5). Q: Could you also have an engineer's SOC rather than an IT/OT SOC.? They would focus on the engineering aspects.
Answer: Without being flippant, that is the control room or control center.
6). Q: How to mitigate supply chain risks?
Answer: This is a very complex question because supply chain risks can range from an entire device to software, to firmware, to microprocessors, as well as integration of multiple instances of these. It requires the cooperation of procurement, physical security, cyber security, test shops/labs, engineering, and maintenance. Sensor monitoring to detect counterfeit or hardware backdoors would be a critical piece of the solution. Asset owners should also require their product and service providers to comply with standards like ISA 62443-2-4 and then to vet them against those requirements. I would be happy to further discuss my thoughts offline.

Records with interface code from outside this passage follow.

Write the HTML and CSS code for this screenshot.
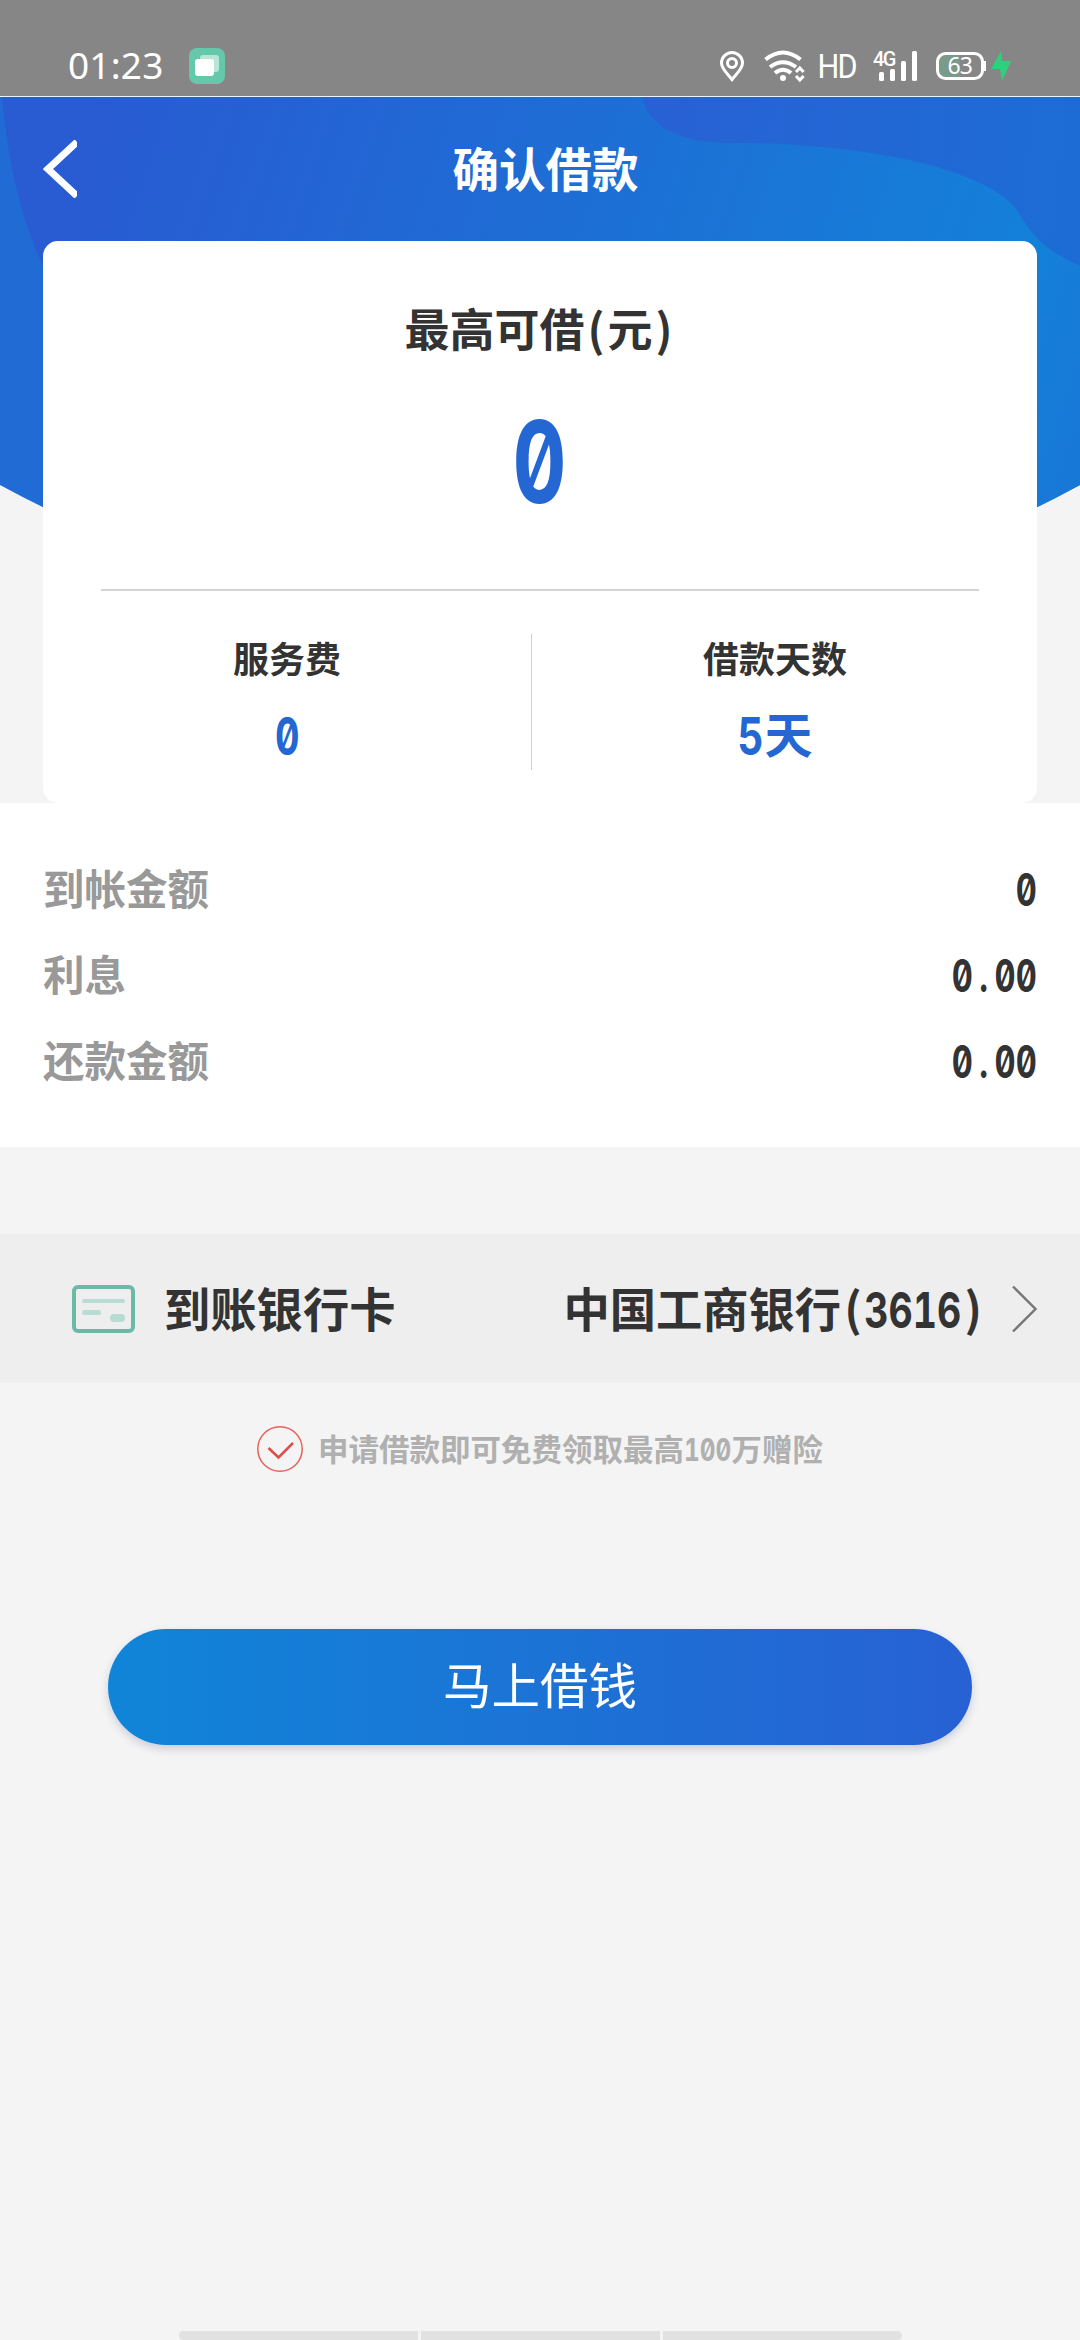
FILE: index.html
```html
<!DOCTYPE html>
<html lang="zh-CN">
<head>
<meta charset="utf-8">
<title>确认借款</title>
<link rel="stylesheet" href="styles.css">
</head>
<body>
<div class="status">
  <span class="clock">01:23</span>
  <svg class="app-icon" width="36" height="36" viewBox="0 0 36 36"><rect width="36" height="36" rx="8" fill="#65c8aa"/><rect x="11" y="7" width="19" height="17" rx="3" fill="#b5e6d8"/><rect x="6" y="11" width="19" height="17" rx="3" fill="#fff"/></svg>
  <svg class="status-icons" width="300" height="40" viewBox="715 46 300 40" fill="none" stroke="#fff">
    <path d="M732 79.500C728 74 721.500 69 721.500 63a10.500 10.500 0 0 1 21 0C742.500 69 736 74 732 79.500Z" stroke-width="3"/>
    <circle cx="732" cy="63" r="4.500" stroke-width="3"/>
    <path d="M765.500 59.500Q783 45.500 800.500 59.500M770 67Q783 57.500 796 67M775 73Q783 66.500 791 73" stroke-width="4"/>
    <circle cx="783" cy="78" r="3" fill="#fff" stroke="none"/>
    <path d="M796 72l3.800-4 3.800 4M796 76l3.800 4 3.800-4" stroke-width="3"/>
    <g fill="#fff" stroke="none">
      <text class="hd" transform="translate(817.500 78) scale(.9 1)">HD</text>
      <text class="net" x="873" y="66">4G</text>
      <rect x="879" y="72" width="5" height="9" rx="1.500"/><rect x="890" y="69" width="5" height="12" rx="1.500"/><rect x="901" y="61" width="5" height="20" rx="1.500"/><rect x="912" y="51" width="5" height="30" rx="1.500"/>
    </g>
    <path d="M945 55h15v22h-15q-6 0-6-6v-10q0-6 6-6Z" fill="#7a9a8c" stroke="none"/>
    <rect x="937.500" y="53.500" width="45" height="25" rx="8" stroke-width="3"/>
    <path d="M984 61v10" stroke-width="4"/>
    <text class="level" x="947.500" y="74" fill="#fff" stroke="none">63</text>
    <path d="M1001 51L991 69h9l2 12 9-20h-9l-1-10Z" fill="#2fd07d" stroke="none"/>
  </svg>
</div>
<main class="page">
  <section class="hero">
    <svg class="hero-bg" width="1080" height="430" viewBox="0 96 1080 430">
      <defs>
        <linearGradient id="wave" gradientUnits="userSpaceOnUse" x1="60" y1="200" x2="1041" y2="534"><stop offset="0" stop-color="#295bd3"/><stop offset=".4" stop-color="#1f6bd4"/><stop offset=".91" stop-color="#1481d9"/><stop offset="1" stop-color="#1878d7"/></linearGradient>
        <linearGradient id="corner" gradientUnits="userSpaceOnUse" x1="640" y1="140" x2="1060" y2="190"><stop offset="0" stop-color="#2861d3"/><stop offset="1" stop-color="#1d6cd5"/></linearGradient>
      </defs>
      <path d="M0 96H1080V484Q830 620 540 620T0 484Z" fill="#206bd4"/>
      <path d="M2 96C8 162 20 215 45 270L540 620Q830 620 1080 484V96Z" fill="url(#wave)"/>
      <path d="M642 96C648 126 680 142 730 142C790 141 870 148 930 164C985 180 1010 196 1020 214C1034 238 1050 252 1080 265V96Z" fill="url(#corner)"/>
    </svg>
    <header class="nav">
      <svg class="back" width="34" height="58" viewBox="0 0 34 58"><path d="M34 2L5 29L34 56" fill="none" stroke="#fff" stroke-width="7"/></svg>
      <h1 class="title">确认借款</h1>
    </header>
    <div class="card">
      <div class="limit-label">最高可借<span class="paren">(</span>元<span class="paren">)</span></div>
      <div class="limit"><span class="num">0</span></div>
      <div class="stats">
        <div class="stat fee"><div class="stat-label">服务费</div><div class="stat-value"><span class="num">0</span></div></div>
        <div class="stat days"><div class="stat-label">借款天数</div><div class="stat-value"><span class="num five">5</span>天</div></div>
      </div>
    </div>
  </section>
  <section class="rows">
    <div class="row"><span class="row-label">到帐金额</span><span class="row-value"><span class="num">0</span></span></div>
    <div class="row"><span class="row-label">利息</span><span class="row-value"><span class="num">0<span class="dot">.</span>00</span></span></div>
    <div class="row"><span class="row-label">还款金额</span><span class="row-value"><span class="num">0<span class="dot">.</span>00</span></span></div>
  </section>
  <section class="bank">
    <svg class="card-icon" width="63" height="48" viewBox="0 0 63 48"><rect x="2" y="2" width="59" height="44" rx="4" fill="none" stroke="#69baa6" stroke-width="4"/><g fill="#b7dcd3"><rect x="10" y="14" width="43" height="4" rx="2"/><rect x="10" y="25" width="19" height="5" rx="2.500"/><rect x="38" y="29" width="15" height="8" rx="4"/></g></svg>
    <span class="bank-label">到账银行卡</span>
    <span class="bank-name">中国工商银行<span class="paren">(</span><span class="num">3616</span><span class="paren">)</span></span>
    <svg class="chevron" width="25" height="48" viewBox="0 0 25 48"><path d="M1 1.500L23.500 24L1 46.500" fill="none" stroke="#777" stroke-width="2.400"/></svg>
  </section>
  <div class="tip">
    <svg width="46" height="46" viewBox="0 0 46 46" fill="none"><circle cx="23" cy="23" r="22.200" stroke="#e8615a" stroke-width="1.500"/><path d="M11.500 22L21.500 31.500L36 17" stroke="#e04c48" stroke-width="2.500"/></svg>
    <span class="tip-text">申请借款即可免费领取最高<span class="num">100</span>万赠险</span>
  </div>
  <button class="submit">马上借钱</button>
</main>
<div class="tabs"><i class="tab"></i><i class="tab"></i><i class="tab"></i></div>
</body>
</html>
```
FILE: styles.css
```css
* { box-sizing: border-box; }
body {
  margin: 0;
  width: 1080px;
  height: 2340px;
  display: flex;
  flex-direction: column;
  overflow: hidden;
  background: #f4f4f4;
  color: #333;
  font-family: "Noto Sans CJK SC", sans-serif;
  font-weight: 700;
}
.status {
  height: 97px;
  flex: none;
  display: flex;
  align-items: flex-start;
  background: #868686;
  border-bottom: 1px solid #e6f7ff;
  color: #fff;
}
.clock {
  width: 121px;
  margin-left: 68px;
  padding-top: 43px;
  font: 400 37px/44px "Noto Sans", sans-serif;
  letter-spacing: .2px;
}
.app-icon { margin-top: 48px; }
.status-icons { margin: 46px 65px 0 auto; }
.hd { font: 400 34px Roboto, sans-serif; letter-spacing: -2px; }
.net { font: 500 20px Roboto, sans-serif; letter-spacing: -1.500px; }
.level { font: 400 23px "Noto Sans", sans-serif; letter-spacing: -1px; }
.page { flex: 1; display: flex; flex-direction: column; }

.hero { position: relative; height: 706px; padding: 0 43px; }
.hero-bg { position: absolute; left: 0; top: 0; z-index: -1; }
.nav { height: 144px; display: flex; align-items: center; }
.back { flex: none; }
.title {
  flex: 1;
  margin: 0 23px 4px 0;
  text-align: center;
  color: #fff;
  font-size: 46.500px;
  line-height: 60px;
}
.card {
  height: 562px;
  padding: 0 58px;
  border-radius: 15px;
  background: #fff;
  text-align: center;
}
.limit-label { padding-top: 54px; font-size: 45px; line-height: 66px; }
.limit {
  height: 228px;
  padding-top: 35px;
  color: #2467d2;
  font-size: 110px;
  line-height: 114px;
}
.stats {
  display: flex;
  padding-top: 43px;
  border-top: 2px solid #d3d3d3;
}
.stat { height: 136px; }
.fee { width: 431px; border-right: 1px solid #cfcfcf; padding-right: 58px; }
.days { flex: 1; padding-left: 39px; }
.stat-label { margin-top: -4px; font-size: 36px; line-height: 54px; }
.stat-value { font-size: 50px; line-height: 60px; margin-top: 18px; color: #2467d2; }
.days .stat-value { font-size: 48px; }

/* condensed half-em digits with a slashed zero */
.num {
  display: inline-block;
  font-family: Inter, sans-serif;
  font-feature-settings: "zero", "tnum";
  transform: scale(.76, 1.04);
}
.dot { display: inline-block; width: .66em; text-align: center; }
.paren { display: inline-block; width: .51em; text-align: center; }
.days .five { margin: 0 -2px 0 -2px; transform: scale(.84, 1.1); }

.rows { height: 344px; padding: 41px 43px 45px; background: #fff; }
.row {
  height: 86px;
  display: flex;
  align-items: center;
  justify-content: space-between;
  line-height: 60px;
}
.row-label { color: #999; font-size: 41.500px; }
.row-value { font-size: 43px; }
.row .num { transform-origin: right; }

.bank {
  height: 149px;
  margin-top: 87px;
  padding: 0 43px 0 72px;
  display: flex;
  align-items: center;
  background: #eee;
  font-size: 46.300px;
}
.bank-label { margin: 0 0 5px 29px; }
.bank-name { margin: 0 0 5px auto; }
.bank .num { margin: 0 -.25em; transform: scale(.81, 1.06); }
.chevron { margin-left: 27px; }

.tip {
  height: 46px;
  margin-top: 43px;
  display: flex;
  align-items: center;
  justify-content: center;
  gap: 15px;
  color: #b0b0b0;
  font-size: 30.500px;
}
.tip-text { margin-bottom: 3px; }
.tip .num { margin: 0 -.19em; transform: scale(.8, 1.04); }

.submit {
  width: 864px;
  height: 116px;
  margin: 157px auto 0;
  padding: 0 0 8px;
  border: 0;
  border-radius: 58px;
  background: linear-gradient(90deg, #1085d8, #2761d3);
  box-shadow: 0 4px 8px rgba(40, 60, 120, .2);
  color: #fff;
  font: 400 48.500px/60px "Noto Sans CJK SC", sans-serif;
}
.tabs {
  height: 9px;
  width: 723px;
  margin: 0 auto;
  display: flex;
  gap: 3px;
  flex: none;
}
.tab { flex: 1; background: #e1e1e1; }
.tab:first-child { border-radius: 7px 0 0 7px; }
.tab:last-child { border-radius: 0 7px 7px 0; }
```
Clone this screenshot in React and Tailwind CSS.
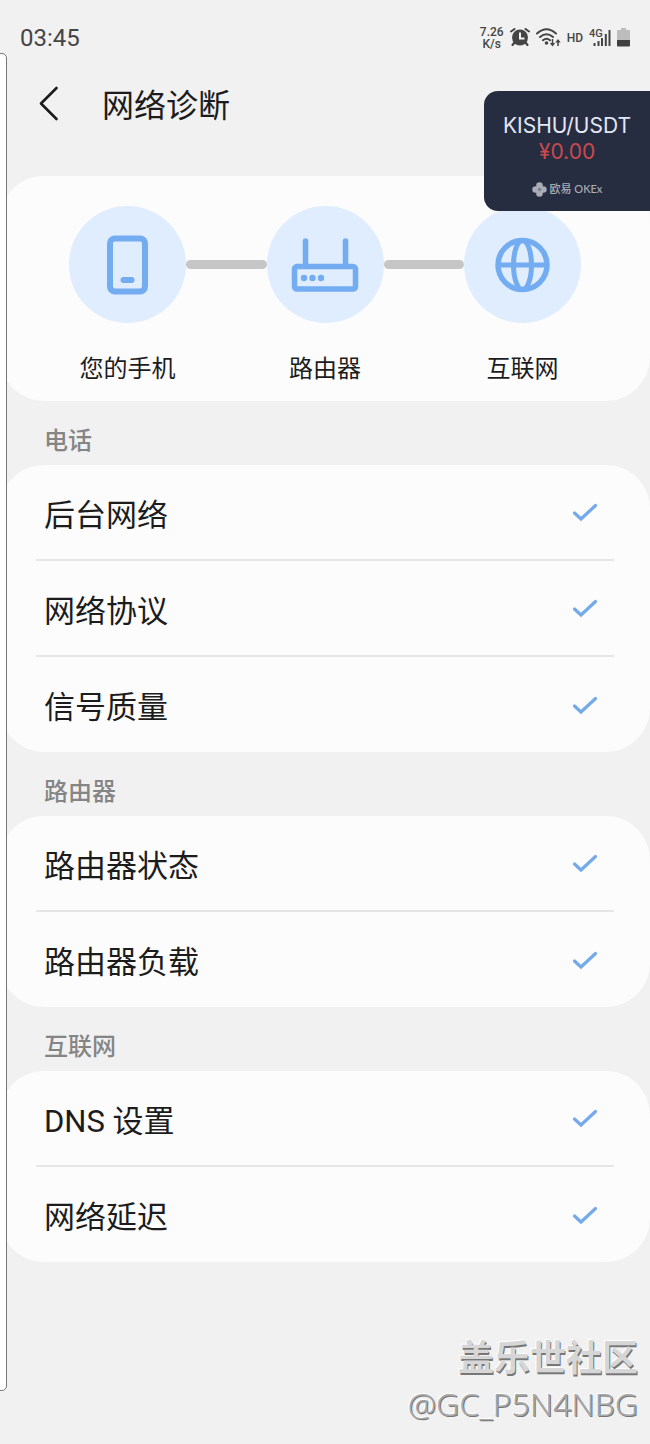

7). Q: Two questions : Is there any validated OT architecture that may hinder the possibility of backdoor attacks where the device would look for a master to trigger?
Answer: I don’t think so as the backdoor could bypass the OT architecture – the reason for the Presidential Executive Order.
8). Q: I had a question about the levels. Do you think there is an advantage in separating level-0 devices to continuously-monitored devices (PLCs, HMIs) and smart IO Devices (IO Link based devices, Ethernet IP devices/Profinet devices)
Answer: Two years ago, we created a special ISA99 Working Group on Level 0,1 devices – ISA99.04-07 to address Level 0,1 devices. The working group concurred that “legacy“ Level 0,1 devices cannot be secured to current cyber security requirements. Additionally, the Purdue Reference Model was identified as being out-of-date for addressing modern control system device technology for cyber and communication capabilities as there no longer are clear distinctions between levels even for the same device. There is an advantage to segregating sensors based on the zone they are located. Each zone should have its security requirements based on risk and countermeasures that are unique to that zone. For instance, a safety-instrumented system (SIS) involves sensors, logic solver, final elements as well as an engineering workstation. Having a SIS zone makes it easier to accomplish least privilege from both a physical and logical access perspective.
9). Q: Are Controls devices companies taking any action to certify programmable hardware electronics to validate no malicious logic is included on logic or printed circuit hardware?
Answer: I think that is the ultimate intent of ISASecure and commercial test/certification companies. The devices certified to date are controllers and master stations. None of the Level 0,1 devices has completed cyber security certifications.
10). Q: Another questions I had was about a recent change in the industry direction, to put all devices on the IP network now. I bring new machines to our plant, and 100% of our machines have an Ethernet network and a NAT gateway to expose device.
Answer: Unfortunately, that is becoming a common practice especially with Industry4.0 and other digital upgrade initiatives. However, I believe there is a real need to question whether safety devices should be part of the overall integrated plant Ethernet network. Moreover, I think there needs to be a reassessment of the need to connect control system devices directly to the Internet without some form of proxy to shield them from public access.